This paper is from the same team who published Deep Compression. This time they are targeting to reduce the traffic generated during training of distributed deep learning models by compressing the gradient matrix.
The key insight of this paper is that 99.9% of the gradients exchanged during parameter update is redundant. They take advantage of this observation and compresses the traffic generated by different models by 270x to 600x without losing of accuracy. Deep Gradient Compression(DGC) uses 4 different methods: momentum correction, local gradient clipping, momentum factor masking and warm-up training for keeping the same accuracy.

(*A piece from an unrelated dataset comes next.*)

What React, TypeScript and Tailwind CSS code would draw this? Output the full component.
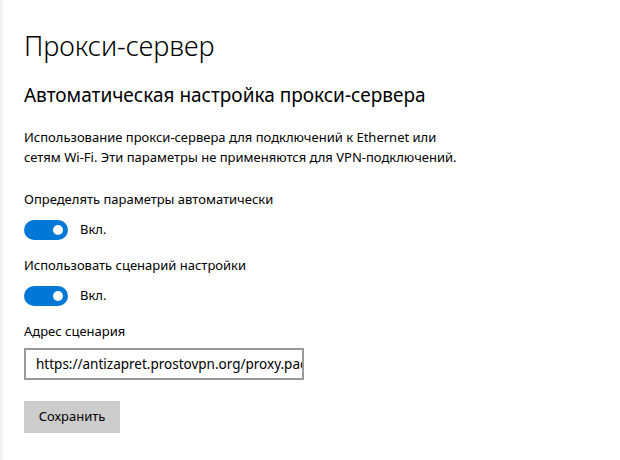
import React from "react";

function Toggle() {
  return (
    <div className="flex items-center gap-3">
      <div className="w-[44px] h-[20px] rounded-full bg-[#0078d7] flex items-center justify-end pr-[5px]">
        <div className="w-[10px] h-[10px] rounded-full bg-white" />
      </div>
      <span className="text-[13px] text-black">Вкл.</span>
    </div>
  );
}

export default function App() {
  return (
    <div
      className="w-[620px] h-[460px] bg-white flex overflow-hidden"
      style={{ fontFamily: '"Noto Sans", "Open Sans", sans-serif' }}
    >
      <div className="w-[3px] bg-[#f2f2f2] shrink-0" />
      <div className="flex flex-col pl-[21px] pt-[28px] text-black">
        <h1 className="text-[27px] font-light leading-[36px]">Прокси-сервер</h1>
        <h2 className="text-[19px] leading-[28px] mt-[17px]">Автоматическая настройка прокси-сервера</h2>
        <p className="text-[13px] leading-[20px] mt-[18px]">
          Использование прокси-сервера для подключений к Ethernet или
          <br />
          сетям Wi-Fi. Эти параметры не применяются для VPN-подключений.
        </p>
        <div className="text-[13px] leading-[20px] mt-[22px]">Определять параметры автоматически</div>
        <div className="mt-[11px]">
          <Toggle />
        </div>
        <div className="text-[13px] leading-[20px] mt-[15px]">Использовать сценарий настройки</div>
        <div className="mt-[11px]">
          <Toggle />
        </div>
        <div className="text-[13px] leading-[20px] mt-[15px]">Адрес сценария</div>
        <div className="mt-[7px] w-[280px] h-[32px] border-2 border-[#999999] flex items-center pl-[10px] overflow-hidden whitespace-nowrap text-[13.5px]">
          https://antizapret.prostovpn.org/proxy.pac
        </div>
        <div className="mt-[21px] w-[96px] h-[32px] bg-[#cccccc] flex items-center justify-center text-[13px]">
          Сохранить
        </div>
      </div>
    </div>
  );
}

Gradient exchange is one of the major bottlenecks in the training process of distributed deep learning models, especially for RNN models where computation to communication ratio is lower. This issue also prevents us from training models on mobile devices which otherwise provide better privacy and more personalization.
Over the years, many methods have proposed for reducing the traffic. For example, gradient quantization methods like 1-bit SGD, TernGrad, QSGD etc. Another line of work is on “Gradient Dropping” in which the workers only send gradients larger than a predefined constant threshold. However, choosing the threshold is hard. An absolute threshold value could potentially introduce poor convergence accuracy.
DGC also follows the same method of Gradient dropping by sending only gradients which are above a particular threshold(choosing the threshold is explained later). To avoid losing information, the rest of the gradients are locally accumulated until it becomes large enough to be transmitted. The intuition behind this idea is that the local gradient accumulation is equivalent to increasing the batch size over time (skipping the math).
The sparse update mentioned above will greatly harm convergence when sparsity is extremely high. To solve this they introduce momentum correction and local gradient clipping. Momentum and gradient clipping are widely used in machine learning for preserving good convergence. Momentum is added to the gradient descent step in the direction of the previous update in order to reach the minima faster and also skip over local minimas. Gradient clipping is used to limit the variance in the parameter update by keeping an upper bound.
The only tweak they did in this method is to calculating the momentum locally instead of following the standard practice of doing it at the parameter server after combining all the gradients. They follow the same in gradient clipping as well. Nothing really exciting happening here.
The major problem with delaying small gradient update is that the corresponding parameters would become stale and affects accuracy. This is corrected using momentum factor masking and warm-up training. Momentum correction in DGC started introducing additional staleness into the parameters by adding momentum for the parameter which are not getting updated for a long time (600 to 1000 iterations). This is alleviated by sending the momentums only for the parameters which are going to be updated and rest is accumulated locally along with the corresponding gradients.
During the early stages of training the parameters change rapidly. Delaying this by sparsifying the gradients could lower the convergence rate. The solution here they employed is to use a less aggressive threshold (eg: 75%) at the beginning and then exponentially ramping it up to reach 99.9% on each epoch.
They have evaluated this method on ResNet, an LSTM language model and Deep Speech. DGC provides superior compression rates compared to all other contemporary methods while maintaining the baseline accuracy. The convergence curve also matches with the baseline. They are also evaluated this method in a large cluster with 64 machines and found that DGC on 1Gbps ethernet network provides better speedup than conventional training on 10Gbps ethernet interconnect.